Jeremy Clarkson słynie z nietypowego poczucia humoru i kontrowersyjnych akcji. Idziemy o zakład, że nie widzieliście go palącego marihuanę na wizji, prawda? Na wszystko przychodzi jednak czas. Nic lepszego dziś już nie zobaczycie!
Typowy Clarkson
W 2002 roku Jeremy Clarkson, Richard Hammond i Jason Dane ponownie uruchomili pgroam Top Gear. W tym samym czasie brytyjski prezenter prowadził program Meets the Neighbours (Poznaj moich sąsiadów). Brytyjczyk jeździł Jaguarem E-Type po Europie, odwiedzając sześć różnych krajów.
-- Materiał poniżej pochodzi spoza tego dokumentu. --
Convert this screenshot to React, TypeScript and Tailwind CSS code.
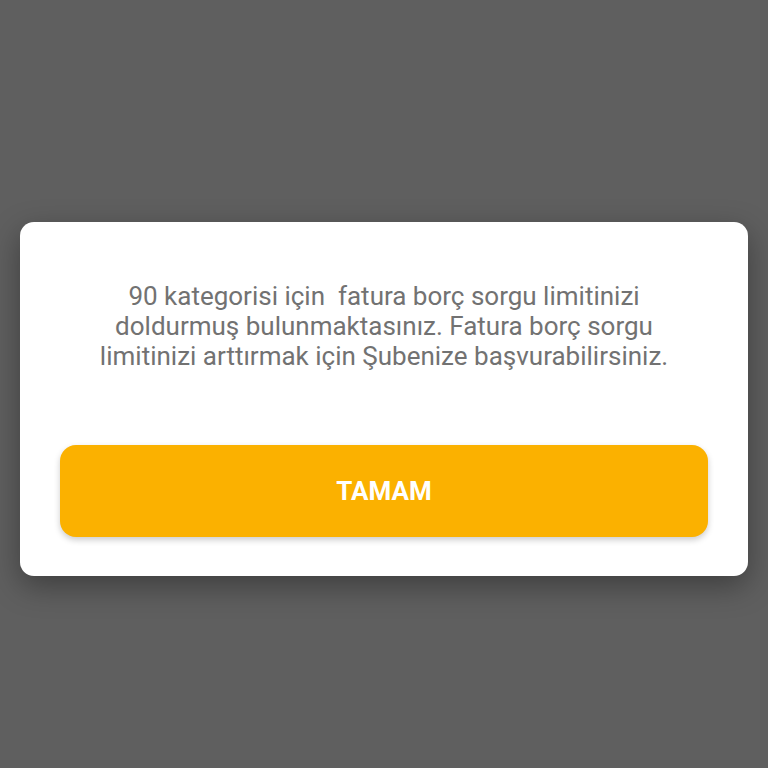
export default function App() {
  return (
    <div className="w-[768px] h-[768px] bg-[#5f5f5f] flex flex-col" style={{ fontFamily: "Roboto, 'Noto Sans', sans-serif" }}>
      <div className="mt-[222px] mx-[20px] h-[354px] bg-white rounded-[14px] shadow-[0_10px_30px_rgba(0,0,0,0.35)] flex flex-col">
        <p className="mt-[59px] text-center text-[26px] leading-[30px] text-[#727272] px-[20px]">
          90 kategorisi için&nbsp; fatura borç sorgu limitinizi<br />
          doldurmuş bulunmaktasınız. Fatura borç sorgu<br />
          limitinizi arttırmak için Şubenize başvurabilirsiniz.
        </p>
        <button className="mt-[74px] mx-[40px] h-[92px] rounded-[16px] bg-[#fbb100] text-white text-[26px] font-bold shadow-[0_3px_6px_rgba(0,0,0,0.2)]">
          TAMAM
        </button>
      </div>
    </div>
  );
}
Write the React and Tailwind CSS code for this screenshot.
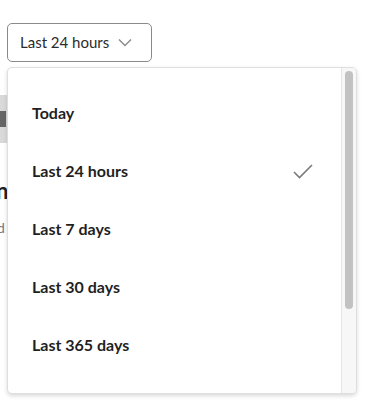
import React from 'react'

const options = ['Today', 'Last 24 hours', 'Last 7 days', 'Last 30 days', 'Last 365 days']

export default function App() {
  const [selected, setSelected] = React.useState('Last 24 hours')

  return (
    <div className="relative w-[365px] h-[404px] overflow-hidden bg-white" style={{ fontFamily: 'Lato, "Noto Sans", sans-serif' }}>
      {/* page content behind the menu */}
      <div className="pt-[23px] pl-[7px]">
        <button className="flex items-center gap-[9px] h-[39px] w-[145px] pl-3 pr-3 border border-[#8a8a8a] rounded-[5px] text-[15px] text-[#2b2b2b]">
          <span>{selected}</span>
          <svg width="14" height="9" viewBox="0 0 14 9" fill="none" stroke="#8a8a8a" strokeWidth="1.4">
            <path d="M1 1.5l6 6 6-6" />
          </svg>
        </button>
      </div>
      <div className="mt-[33px] h-[48px] w-[40px] bg-[#d9d9d9] flex items-center">
        <div className="h-[16px] w-[6px] bg-[#666]" />
      </div>
      <div className="mt-[34px] -ml-[4px] text-[22px] leading-7 font-bold text-[#222]">n</div>
      <div className="mt-[12px] -ml-[3px] text-[14px] text-[#777]">d</div>

      {/* dropdown menu */}
      <div className="absolute top-[67px] left-[7px] w-[350px] h-[327px] bg-white border border-[#dedede] rounded-[5px] shadow-[0_2px_4px_rgba(0,0,0,0.15)] flex overflow-hidden">
        <ul className="flex-1 pt-[16px]">
          {options.map(o => (
            <li
              key={o}
              onClick={() => setSelected(o)}
              className="h-[58px] flex items-center justify-between pl-6 pr-[28px] text-[16px] font-bold text-[#1f1f1f] cursor-pointer"
            >
              <span>{o}</span>
              {o === selected && (
                <svg width="20" height="15" viewBox="0 0 20 15" fill="none" stroke="#7a7a7a" strokeWidth="1.6">
                  <path d="M1 8l5.5 5.5L19 1" />
                </svg>
              )}
            </li>
          ))}
        </ul>
        <div className="w-[15px] bg-[#f7f7f7] border-l border-[#e6e6e6] pt-[3px] px-[3px]">
          <div className="h-[238px] w-full rounded-full bg-[#c2c2c2]" />
        </div>
      </div>
    </div>
  )
}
Wszystko po to, aby odkryć, jak bardzo mieszkańcy tych państw różnią się od Brytyjczyków. Clarkson w swoim programie porównywał stereotypy z rzeczywistością. Nie zabrakło oczywiście klasycznego poczucia humoru w jego wykonaniu.
Choć sam program nie cieszył się ogromną popularnością, oglądalność każdego odcinka mieściła się w okolicach 2-3 mln widzów. Mimo to, niewiele osób w ogóle wie o jego istnieniu. A szkoda, bo w drugim odcinku Clarkson odwiedził Belgię i Holandię.
Snoop Dogg by się nie powstydził
Dziennikarz nie tylko „przemycił” narkotyki przez granicę, ale następnie odpalił ogromnego skręta i palił go przed kamerą. Potem oznajmił, że ma ochotę obejrzeć filmy dla dorosłych. To całkiem zabawne i uważamy, że mamy obowiązek podzielić się z wami tym wspomnieniem.
Clarkson nie jest jedynym prezenterem Top Gear, który ma za sobą historie związane z trawką. Jednym z nich jest także… James May. Kapitan Snuja opowiadał niegdyś, jak łatwo jest prowadzić autobus. Wyjaśnił, że można usiąść za kierownicą i w spokoju wypalić skręta.